In a 1980 essay titled “The American Political Novel,” Robert Alter bemoaned the state of a form that, in his mind, had “reached a stage of nervously accelerated production and woefully diminishing returns.”1 Contemporary political novelists were, for Alter, either too conventional (Allen Drury) or too adversarial (Robert Coover, E. L. Doctorow, Thomas Pynchon). While the former offered a hackneyed and overly rosy image of Washington, D.C., the latter—the real focus of Alter’s criticism—reduced everything to an angry farce. Discussing Coover’s The Public Burning (1977) and Doctorow’s The Book of Daniel (1971), Alter asked why these “gifted and serious novelists” had chosen to write “adolescent outbursts” that tended toward “facile and fantastic generalization” and baldly conveyed the authors’ own political attitudes. Instead, Alter argued, the political novel should depict “concretely and subtly what politics does to character, what character makes of politics” (27), revealing the political as personally and privately felt. Alter’s essay anticipates the late-twentieth-century decline of the political novel in the United States. Throughout the 1980s and 1990s, literary fiction would increasingly turn toward the politics of the [End Page 430] everyday and to personal reckonings with trauma. In the new millennium, however, as Caren Irr argues in Toward the Geopolitical Novel: U.S. Fiction in the Twenty-First Century, political fiction is being remade with an eye to the world beyond Washington.

Irr’s study contributes to a growing body of work aiming to more fully globalize the “transnational turn” in American studies, analyzing culture in relation to global systems of commerce, communication, and governance.2 For literary scholars, this has often meant asking whether and to what extent American literature is able to conceive of and contend with the world.
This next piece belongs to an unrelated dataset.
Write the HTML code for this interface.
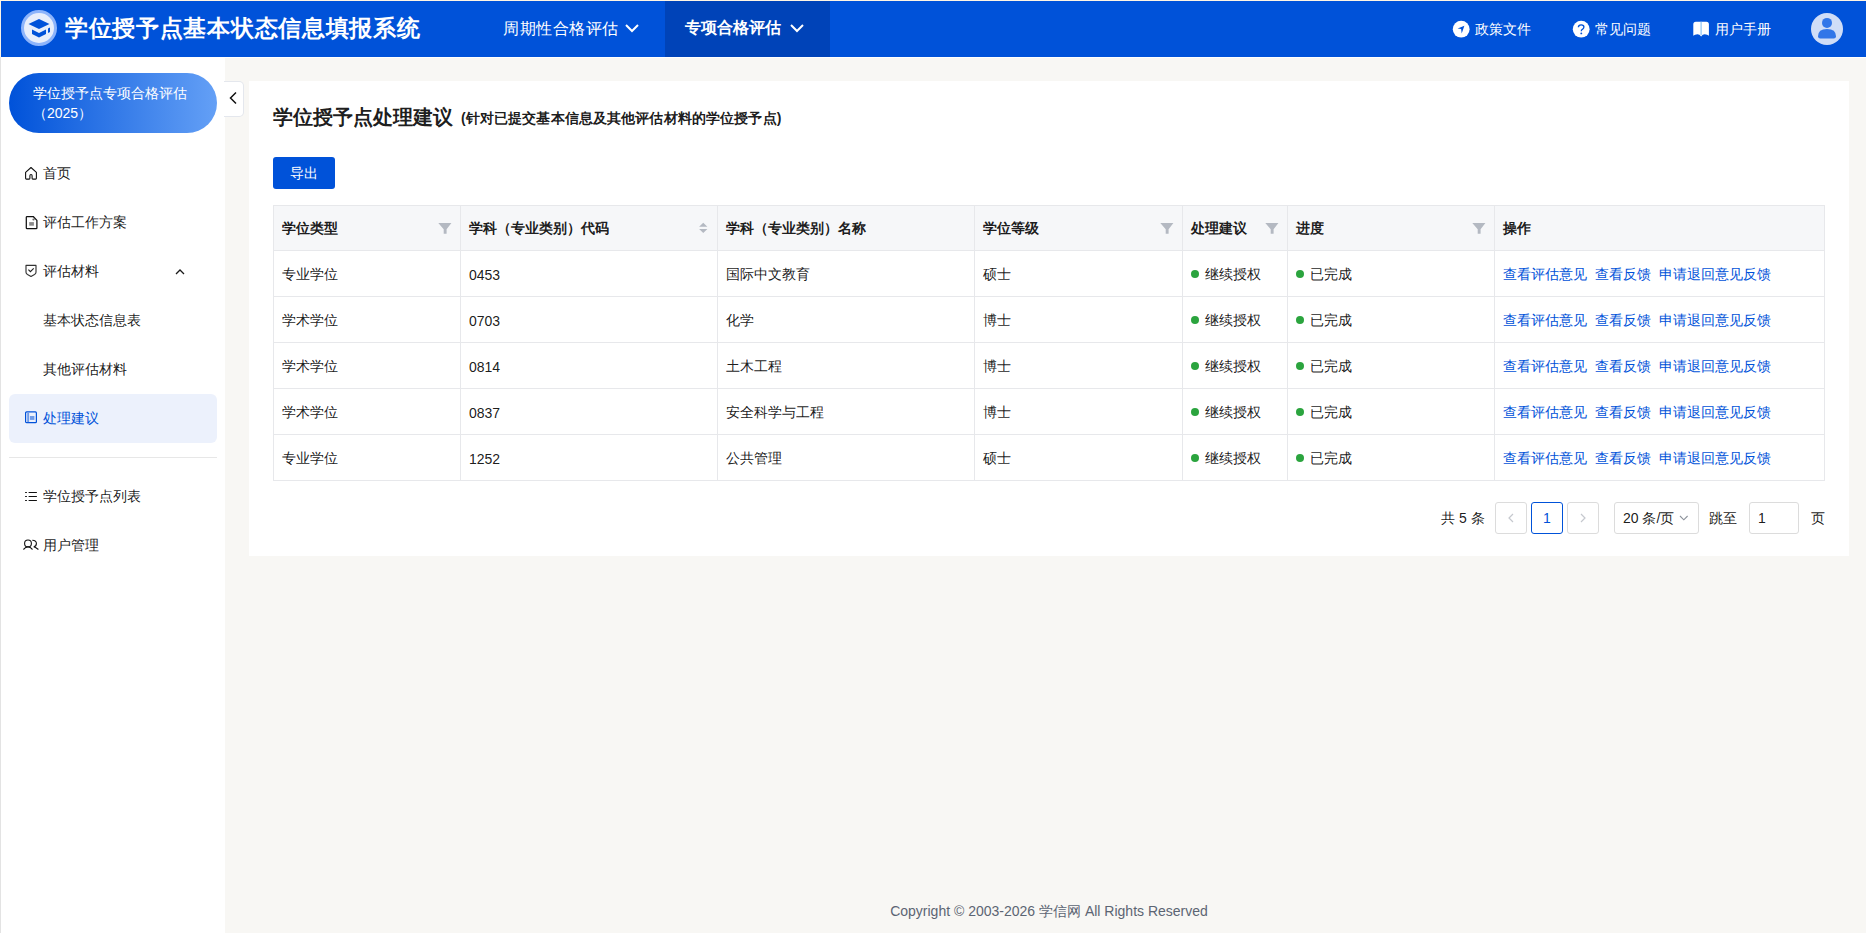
<!DOCTYPE html>
<html><head><meta charset="utf-8">
<style>
*{box-sizing:border-box;margin:0;padding:0}
html,body{width:1866px;height:933px;overflow:hidden;background:#fff;font-family:"Liberation Sans",sans-serif;color:rgba(0,0,0,.9);font-size:14px}
.abs{position:absolute}
.t{position:absolute;white-space:nowrap;line-height:20px}
#edgeT{left:0;top:0;width:1866px;height:1px;background:#fff5e4}
#edgeL{left:0;top:0;width:1px;height:933px;background:linear-gradient(#fcf4e6 0,#fcf4e6 57px,#e3e3e3 57px)}
#hdr{left:1px;top:1px;width:1865px;height:56px;background:#0052d9}
#navact{left:665px;top:1px;width:165px;height:56px;background:#0043b8}
.hw{color:#fff}
#main{left:225px;top:58px;width:1641px;height:875px;background:#f8f7f4}
#card{left:249px;top:81px;width:1600px;height:475px;background:#fff}
#pill{left:9px;top:73px;width:208px;height:60px;border-radius:30px;background:linear-gradient(90deg,#0052d9,#64a0f6)}
#actbg{left:9px;top:394px;width:208px;height:49px;border-radius:6px;background:#ecf1fc}
#divider{left:9px;top:457px;width:208px;height:1px;background:#e7e7e7}
#collapse{left:224px;top:81px;width:20px;height:36px;background:#fff;border:1px solid #e4e7ed;border-left:none;border-radius:0 5px 5px 0}
.menu{color:rgba(0,0,0,.9)}
table{position:absolute;left:273px;top:205px;width:1552px;border-collapse:collapse;table-layout:fixed}
td,th{border:1px solid #e7e8eb;height:46px;padding:0 8px;text-align:left;font-size:14px;white-space:nowrap;position:relative}
th{background:#f6f7f9;font-weight:bold;height:45px;padding-top:2px}
td{padding-top:2px}
.dot{display:inline-block;width:8px;height:8px;border-radius:4px;background:#2ba43e;margin-right:6px;vertical-align:1px}
.lnk{color:#0052d9;margin-right:8px}
.fi{position:absolute;right:9px;top:18px}
.pg{position:absolute;top:502px;height:32px;border:1px solid #dcdcdc;border-radius:3px;background:#fff}
#foot{left:249px;width:1600px;top:901px;text-align:center;color:#5c6573;font-size:14px}
</style></head><body>
<div id="edgeT" class="abs"></div>
<div id="edgeL" class="abs"></div>
<div id="hdr" class="abs"></div>
<div id="navact" class="abs"></div>

<!-- logo -->
<svg class="abs" style="left:20px;top:10px" width="38" height="38" viewBox="0 0 38 38">
 <circle cx="19" cy="18" r="16.5" fill="#e8eefb" stroke="#8db4fb" stroke-width="3"/>
 <path d="M8.5 14 L19 9 L29.5 14 L19 19 Z" fill="#0052d9"/>
 <path d="M12 19.5 L19 23 L26 19.5 L26 24 L19 27.5 L12 24 Z" fill="#0052d9"/>
 <path d="M28 18.5 L30 17.5 L30 22 L28 23 Z" fill="#0052d9"/>
</svg>
<div class="t hw" style="left:65px;top:16px;font-size:23px;line-height:24px;font-weight:bold;letter-spacing:.7px">学位授予点基本状态信息填报系统</div>

<div class="t hw" style="left:503px;top:19px;font-size:16px;line-height:20px;letter-spacing:.5px">周期性合格评估</div>
<svg class="abs" style="left:624px;top:22px" width="16" height="12" viewBox="0 0 16 12"><path d="M2 3 L8 9 L14 3" fill="none" stroke="#fff" stroke-width="2"/></svg>
<div class="t hw" style="left:685px;top:18px;font-size:16px;line-height:20px;font-weight:bold">专项合格评估</div>
<svg class="abs" style="left:789px;top:22px" width="16" height="12" viewBox="0 0 16 12"><path d="M2 3 L8 9 L14 3" fill="none" stroke="#fff" stroke-width="2"/></svg>

<!-- right header -->
<svg class="abs" style="left:1452px;top:20px" width="18" height="18" viewBox="0 0 18 18"><circle cx="9.2" cy="9.2" r="8.4" fill="#fff"/><path d="M12.4 5.8 L5.6 8.4 L9.1 8.9 L9.7 13.5 Z" fill="#0052d9"/></svg>
<div class="t hw" style="left:1475px;top:19px">政策文件</div>
<svg class="abs" style="left:1572px;top:20px" width="18" height="18" viewBox="0 0 18 18"><circle cx="9.2" cy="9.2" r="8.4" fill="#fff"/><path d="M6.4 7.2 Q6.4 4.8 9.2 4.8 Q11.9 4.8 11.9 7 Q11.9 8.4 10.4 9.3 Q9.3 10 9.3 11.2" fill="none" stroke="#0052d9" stroke-width="1.35"/><circle cx="9.3" cy="13.4" r="0.95" fill="#0052d9"/></svg>
<div class="t hw" style="left:1595px;top:19px">常见问题</div>
<svg class="abs" style="left:1692px;top:21px" width="18" height="17" viewBox="0 0 18 17"><path d="M1.3 3.3 Q1.3 0.8 3.8 0.8 L14.4 0.8 Q16.9 0.8 16.9 3.3 L16.9 14.7 Q15.5 13.2 12.8 13.2 Q10.5 13.2 9.1 15.6 Q7.7 13.2 5.4 13.2 Q2.7 13.2 1.3 14.7 Z" fill="#fff"/><rect x="8.5" y="0.8" width="1.2" height="13.5" fill="#8cc4f4"/></svg>
<div class="t hw" style="left:1715px;top:19px">用户手册</div>
<svg class="abs" style="left:1811px;top:13px" width="32" height="32" viewBox="0 0 32 32"><circle cx="16" cy="16" r="16" fill="#cfddf7"/><circle cx="16" cy="9.9" r="5" fill="#3176e8"/><path d="M7 23.3 Q7 15.9 16 15.9 Q25 15.9 25 23.3 Q25 25.6 22.8 25.6 L9.2 25.6 Q7 25.6 7 23.3 Z" fill="#3176e8"/></svg>

<!-- sidebar -->
<div id="pill" class="abs"></div>
<div class="t hw" style="left:33px;top:83px;line-height:20px">学位授予点专项合格评估</div>
<div class="t hw" style="left:33px;top:103px;line-height:20px">（2025）</div>

<svg class="abs" style="left:24px;top:166px" width="14" height="15" viewBox="0 0 14 15"><path d="M1.6 6.3 L7 1.5 L12.4 6.3 L12.4 12.3 Q12.4 13.1 11.6 13.1 L8.9 13.1 Q8.1 13.1 8.1 12.3 L8.1 9.7 Q8.1 8.5 7 8.5 Q5.9 8.5 5.9 9.7 L5.9 12.3 Q5.9 13.1 5.1 13.1 L2.4 13.1 Q1.6 13.1 1.6 12.3 Z" fill="none" stroke="#111" stroke-width="1.1" stroke-linejoin="round"/></svg>
<div class="t menu" style="left:43px;top:163px">首页</div>
<svg class="abs" style="left:25px;top:215px" width="13" height="15" viewBox="0 0 13 15"><path d="M2.1 1.5 Q1.3 1.5 1.3 2.3 L1.3 12.9 Q1.3 13.7 2.1 13.7 L11.1 13.7 Q11.9 13.7 11.9 12.9 L11.9 5.4 L8.2 1.5 Z" fill="none" stroke="#111" stroke-width="1.25" stroke-linejoin="round"/><circle cx="8.5" cy="4.5" r="1.1" fill="#666"/><rect x="4.2" y="7.1" width="4.7" height="3.6" fill="#8a8a8a"/></svg>
<div class="t menu" style="left:43px;top:212px">评估工作方案</div>
<svg class="abs" style="left:24px;top:263px" width="14" height="15" viewBox="0 0 14 15"><path d="M2 2.4 L12 2.4 L12 9.3 Q12 10.7 10.5 11.6 L7 13.4 L3.5 11.6 Q2 10.7 2 9.3 Z" fill="none" stroke="#333" stroke-width="1.15" stroke-linejoin="round"/><path d="M4.4 6.6 L6.4 8.6 L9.7 5.3" fill="none" stroke="#222" stroke-width="1.15"/></svg>
<div class="t menu" style="left:43px;top:261px">评估材料</div>
<svg class="abs" style="left:174px;top:267px" width="12" height="10" viewBox="0 0 12 10"><path d="M2 7 L6 3 L10 7" fill="none" stroke="#1a1a1a" stroke-width="1.3"/></svg>
<div class="t menu" style="left:43px;top:310px">基本状态信息表</div>
<div class="t menu" style="left:43px;top:359px">其他评估材料</div>
<div id="actbg" class="abs"></div>
<svg class="abs" style="left:25px;top:411px" width="13" height="13" viewBox="0 0 13 13"><rect x="0.6" y="0.9" width="10.8" height="10.8" rx="1" fill="none" stroke="#0052d9" stroke-width="1.2"/><rect x="2.2" y="1.5" width="1.9" height="9.6" fill="#6f9be8"/><rect x="4.9" y="5" width="4.5" height="3.9" fill="#6f9be8"/></svg>
<div class="t" style="left:43px;top:408px;color:#0052d9">处理建议</div>
<div id="divider" class="abs"></div>
<svg class="abs" style="left:24px;top:486px" width="14" height="18" viewBox="0 0 14 18"><g fill="#111"><rect x="1" y="5.9" width="2" height="1.2" rx=".5"/><rect x="1" y="9.9" width="2" height="1.2" rx=".5"/><rect x="1" y="13.9" width="2" height="1.2" rx=".5"/><rect x="4.5" y="5.9" width="8.5" height="1.2" rx=".5"/><rect x="4.5" y="9.9" width="8.5" height="1.2" rx=".5"/><rect x="4.5" y="13.9" width="8.5" height="1.2" rx=".5"/></g></svg>
<div class="t menu" style="left:43px;top:486px">学位授予点列表</div>
<svg class="abs" style="left:20px;top:534px" width="22" height="22" viewBox="0 0 22 22"><g fill="none" stroke="#111" stroke-width="1.1"><circle cx="8" cy="9.4" r="3.4"/><path d="M3.4 15.5 L5.8 13.4 Q8 12.4 10.2 13.4 L12.5 15.5"/><path d="M12.3 6.2 Q16.4 6.2 16.4 9.5 Q16.4 12.4 13.7 12.7 Q15.8 13.3 18.4 15.5"/></g></svg>
<div class="t menu" style="left:43px;top:535px">用户管理</div>

<!-- main -->
<div id="main" class="abs"></div>
<div id="collapse" class="abs"></div>
<svg class="abs" style="left:228px;top:91px" width="10" height="14" viewBox="0 0 10 14"><path d="M8 1.5 L2.5 7 L8 12.5" fill="none" stroke="#111" stroke-width="1.5"/></svg>
<div id="card" class="abs"></div>

<div class="t" style="left:273px;top:103px;font-size:20px;line-height:28px;font-weight:bold">学位授予点处理建议</div>
<div class="t" style="left:461px;top:108px;font-size:14px;line-height:20px;font-weight:bold;letter-spacing:.13px">(针对已提交基本信息及其他评估材料的学位授予点)</div>

<div class="abs" style="left:273px;top:157px;width:62px;height:32px;border-radius:3px;background:#0052d9"></div>
<div class="t hw" style="left:290px;top:163px">导出</div>

<table>
<colgroup><col style="width:187px"><col style="width:257px"><col style="width:257px"><col style="width:208px"><col style="width:105px"><col style="width:207px"><col style="width:330px"></colgroup>
<tr><th>学位类型</th>
<th>学科（专业类别）代码</th>
<th>学科（专业类别）名称</th>
<th>学位等级</th>
<th>处理建议</th>
<th>进度</th>
<th>操作</th></tr>
<tr><td>专业学位</td><td>0453</td><td>国际中文教育</td><td>硕士</td><td><span class="dot"></span>继续授权</td><td><span class="dot"></span>已完成</td><td><span class="lnk">查看评估意见</span><span class="lnk">查看反馈</span><span class="lnk">申请退回意见反馈</span></td></tr>
<tr><td>学术学位</td><td>0703</td><td>化学</td><td>博士</td><td><span class="dot"></span>继续授权</td><td><span class="dot"></span>已完成</td><td><span class="lnk">查看评估意见</span><span class="lnk">查看反馈</span><span class="lnk">申请退回意见反馈</span></td></tr>
<tr><td>学术学位</td><td>0814</td><td>土木工程</td><td>博士</td><td><span class="dot"></span>继续授权</td><td><span class="dot"></span>已完成</td><td><span class="lnk">查看评估意见</span><span class="lnk">查看反馈</span><span class="lnk">申请退回意见反馈</span></td></tr>
<tr><td>学术学位</td><td>0837</td><td>安全科学与工程</td><td>博士</td><td><span class="dot"></span>继续授权</td><td><span class="dot"></span>已完成</td><td><span class="lnk">查看评估意见</span><span class="lnk">查看反馈</span><span class="lnk">申请退回意见反馈</span></td></tr>
<tr><td>专业学位</td><td>1252</td><td>公共管理</td><td>硕士</td><td><span class="dot"></span>继续授权</td><td><span class="dot"></span>已完成</td><td><span class="lnk">查看评估意见</span><span class="lnk">查看反馈</span><span class="lnk">申请退回意见反馈</span></td></tr>
</table>
<svg class="abs" style="left:438px;top:223px" width="15" height="12" viewBox="0 0 15 12"><path d="M0.3 0 L13.4 0 L8.6 6.2 L8.6 10.8 L5.7 10.8 L5.7 6.2 Z" fill="#b4b9c2"/></svg>
<svg class="abs" style="left:1160px;top:223px" width="15" height="12" viewBox="0 0 15 12"><path d="M0.3 0 L13.4 0 L8.6 6.2 L8.6 10.8 L5.7 10.8 L5.7 6.2 Z" fill="#b4b9c2"/></svg>
<svg class="abs" style="left:1265px;top:223px" width="15" height="12" viewBox="0 0 15 12"><path d="M0.3 0 L13.4 0 L8.6 6.2 L8.6 10.8 L5.7 10.8 L5.7 6.2 Z" fill="#b4b9c2"/></svg>
<svg class="abs" style="left:1472px;top:223px" width="15" height="12" viewBox="0 0 15 12"><path d="M0.3 0 L13.4 0 L8.6 6.2 L8.6 10.8 L5.7 10.8 L5.7 6.2 Z" fill="#b4b9c2"/></svg>
<svg class="abs" style="left:699px;top:222px" width="9" height="12" viewBox="0 0 9 12"><path d="M4.25 0.8 L8.4 4.8 L0.1 4.8 Z M0.1 6.9 L8.4 6.9 L4.25 11 Z" fill="#b4b9c2"/></svg>


<!-- pagination -->
<div class="t" style="left:1441px;top:508px">共 5 条</div>
<div class="pg" style="left:1495px;width:32px"></div>
<svg class="abs" style="left:1506px;top:512px" width="10" height="12" viewBox="0 0 10 12"><path d="M7 2 L3 6 L7 10" fill="none" stroke="#c5c8ce" stroke-width="1.2"/></svg>
<div class="pg" style="left:1531px;width:32px;border-color:#0052d9"></div>
<div class="t" style="left:1531px;width:32px;text-align:center;top:508px;color:#0052d9">1</div>
<div class="pg" style="left:1567px;width:32px"></div>
<svg class="abs" style="left:1578px;top:512px" width="10" height="12" viewBox="0 0 10 12"><path d="M3 2 L7 6 L3 10" fill="none" stroke="#c5c8ce" stroke-width="1.2"/></svg>
<div class="pg" style="left:1614px;width:85px"></div>
<div class="t" style="left:1623px;top:508px">20 条/页</div>
<svg class="abs" style="left:1677px;top:512px" width="12" height="12" viewBox="0 0 12 12"><path d="M3 4 L6.8 7.8 L10.6 4" fill="none" stroke="#8d939c" stroke-width="1.1"/></svg>
<div class="t" style="left:1709px;top:508px">跳至</div>
<div class="pg" style="left:1749px;width:50px"></div>
<div class="t" style="left:1758px;top:508px">1</div>
<div class="t" style="left:1811px;top:508px">页</div>

<div id="foot" class="t">Copyright © 2003-2026 学信网 All Rights Reserved</div>
</body></html>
Bruce Robbins has made the much-cited claim that the American novel has become not more worldly in the twenty-first century but only more disoriented and domesticated, while offering “mercifully short visits” to an outer world always marked by atrocity.3 Irr counters Robbins, but she differentiates her account of global American fiction from his by theorizing what she calls the “geopolitical novel”—an emerging genre that recycles and reorganizes the formal elements of earlier political fiction in order to negotiate the world’s fast-changing political environment. While all literature is arguably unconsciously political, Irr focuses her study on explicitly political literary works that address a range of issues, including neoliberalism, international aid agencies, social revolutionary movements, and international migrant labor. Over the course of the book’s five chapters, she considers more than 125 novels, most written after the turn of the century. Unlike Robbins’s more anecdotal evidence––tracing a self-congratulatory worldliness that nevertheless withdraws from global complexity in the fiction of Don DeLillo, Jeffrey Eugenides, and Jonathan Franzen––Irr conducts an occasionally unwieldy but compelling [End Page 431] review of American fiction’s engagement with world systems since 2000. Combining theory, socio-institutional analysis, and the sheer magnitude of a survey, she makes a convincing case that U.S. fiction is in fact becoming more worldly in the twenty-first century, and more political as well.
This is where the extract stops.